RED BEAR Negotiation's Situational Negotiation Skills™ methodology trains sales teams to close the execution gap between strategy and execution across live deals. From concession planning to conditional trading, the focus is on changing behavior at the critical moments where margin is won or lost. Talk with RED BEAR about improving sales negotiation execution and equipping your team to negotiate total enterprise value, not just price.

Frequently Asked Questions

How should sales leadership measure whether reps are successfully negotiating total enterprise value instead of defaulting to discounts?

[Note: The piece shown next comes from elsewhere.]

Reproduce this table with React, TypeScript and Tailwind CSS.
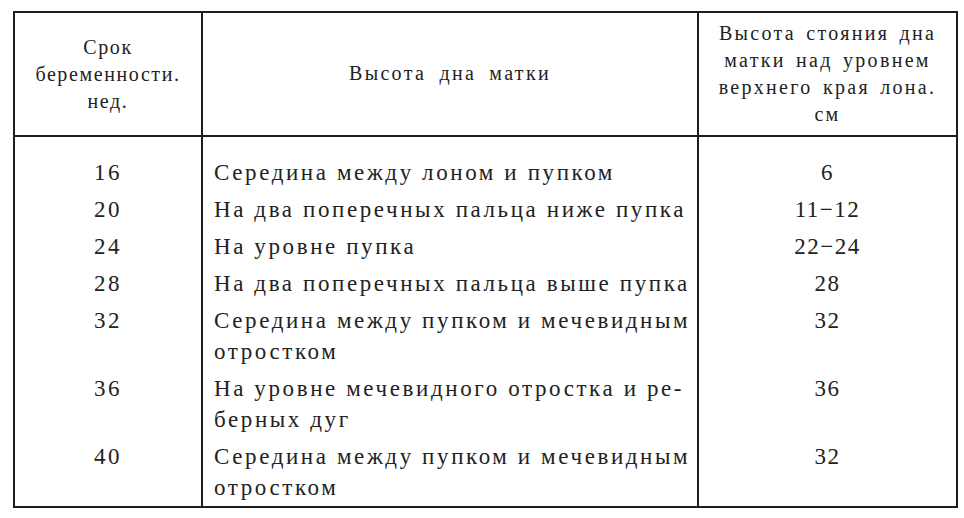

Track metrics beyond win rate and average deal size, including average contract term length, percentage of deals with annual escalators, rates for bundled modules, and average discount depth by rep. Create scorecards that reward structural creativity, not just speed-to-close, and review deal anatomy during pipeline reviews to identify patterns of value erosion before they become team habits.

What role should finance and legal teams play in supporting sales during complex commercial negotiations?

Finance should pre-calculate the economic impact of common trade scenarios (such as the cash value of payment timing shifts or the NPV difference between term lengths) so reps can negotiate with confidence. Legal should create pre-approved template language for common non-price levers, such as auto-renewal clauses, escalators, and reference rights, to reduce friction and cycle time when structuring creative deals.

How do you handle situations where procurement insists on discussing price first before any other terms?

Acknowledge their request, then reframe by saying you want to ensure the commercial structure delivers maximum value before finalizing pricing. Position the conversation as designing the right agreement together, then pricing it appropriately. "If we structure this as a three-year commitment with an annual payment upfront, we can explore pricing flexibility."